For Beginners: This is the main method you'll use to get results from your trained neural network. You provide some input data (like an image or text), and the network processes it through all its layers to produce an output (like a classification or prediction).

SerializeNetworkSpecificData(BinaryWriter)

Serializes network-specific data that is not covered by the general serialization process.

protected override void SerializeNetworkSpecificData(BinaryWriter writer)

Parameters

writer BinaryWriter

The BinaryWriter to write the data to.

Remarks

This method is called at the end of the general serialization process to allow derived classes to write any additional data specific to their implementation.

For Beginners: Think of this as packing a special compartment in your suitcase. While the main serialization method packs the common items (layers, parameters), this method allows each specific type of neural network to pack its own unique items that other networks might not have.

Train(Tensor<T>, Tensor<T>)

Trains the Word2Vec model on a single batch of target and context pairs.

public override void Train(Tensor<T> input, Tensor<T> expectedOutput)

Parameters

input Tensor<T>

The input tokens (targets or context depending on architecture).

expectedOutput Tensor<T>

The expected tokens the model should predict.

Remarks

For Beginners: This is how the model learns.
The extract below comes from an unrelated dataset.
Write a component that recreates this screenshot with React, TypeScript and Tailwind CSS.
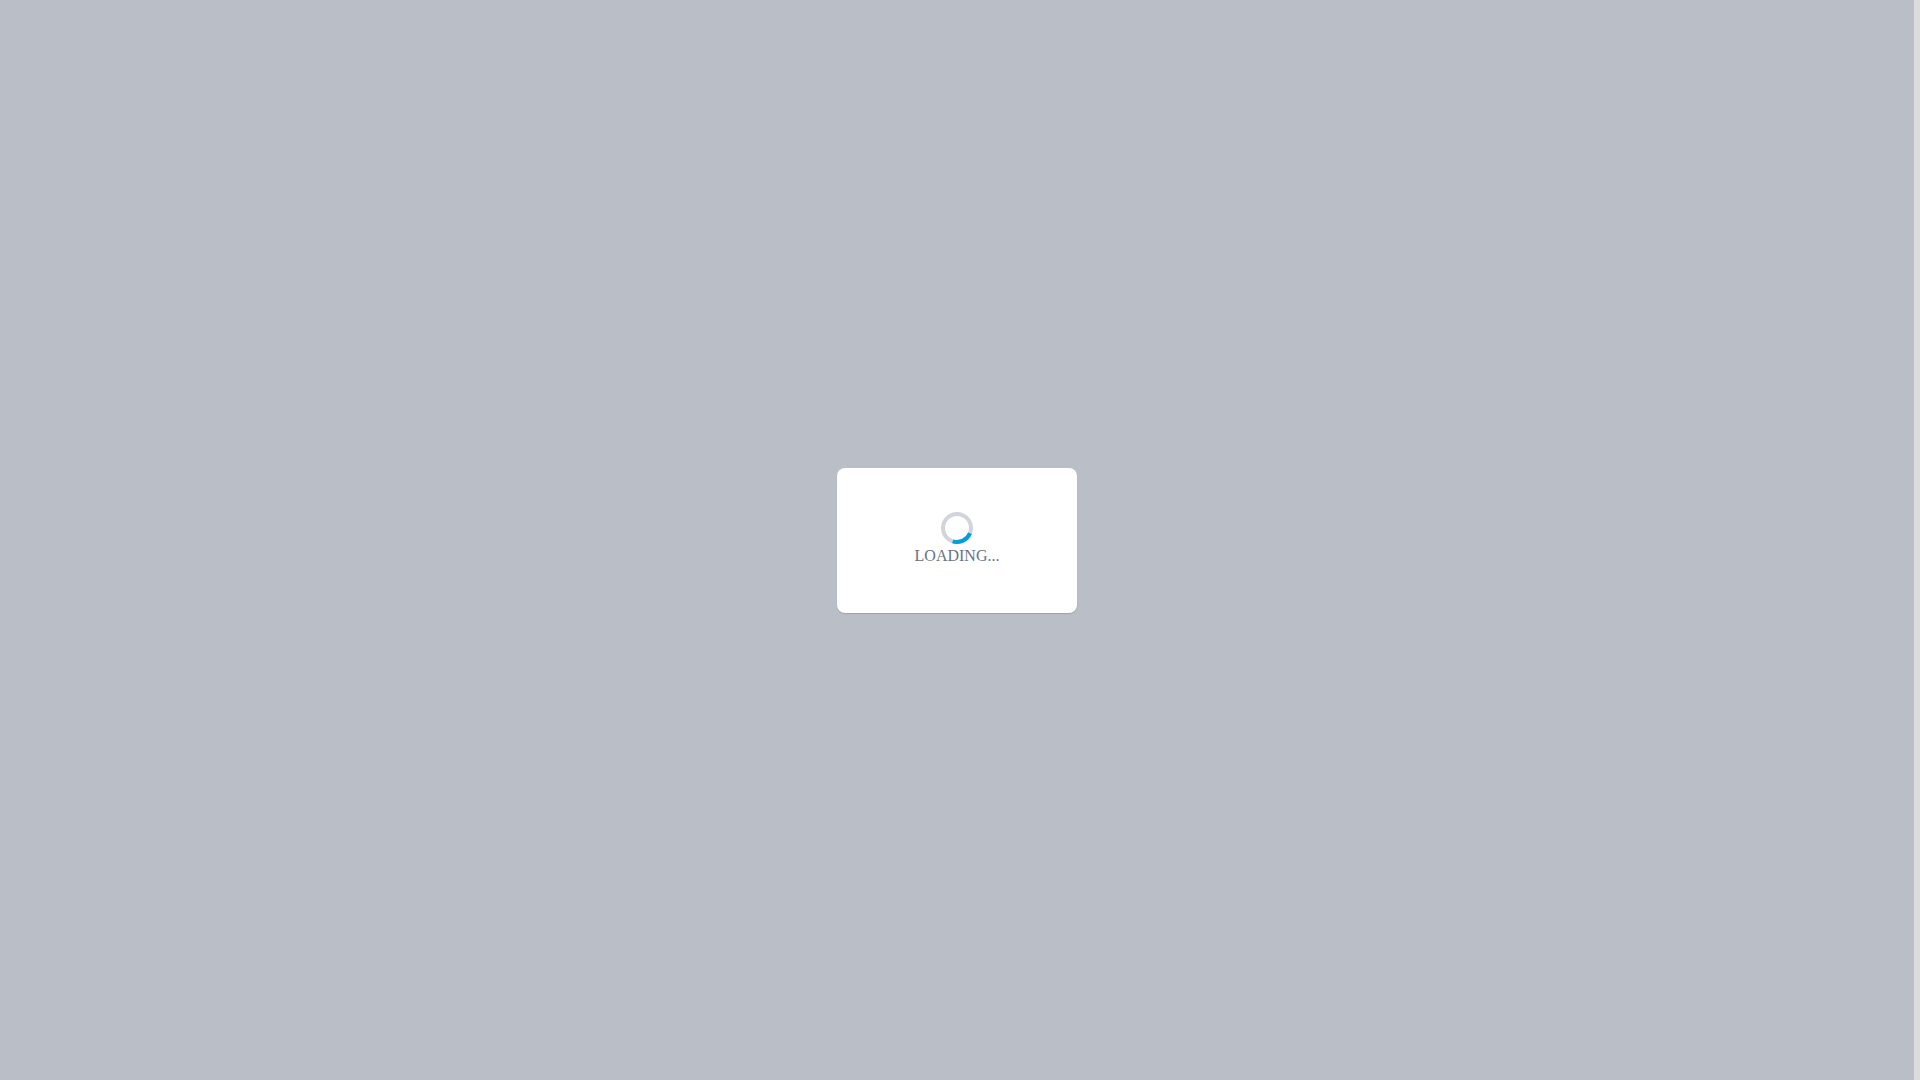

You show it a "puzzle"—a word and its correct neighbor—and the model adjusts its internal map so that these two words are placed closer together in its memory.

UpdateParameters(Vector<T>)

Updates the parameters of all layers in the network based on a provided update vector.

public override void UpdateParameters(Vector<T> parameters)

Parameters

parameters Vector<T>

A vector containing updated weights and biases.

Remarks

For Beginners: After we figure out how to improve (the backward pass), this method actually changes the model's settings. It's like turning the knobs on a machine to fine-tune its performance.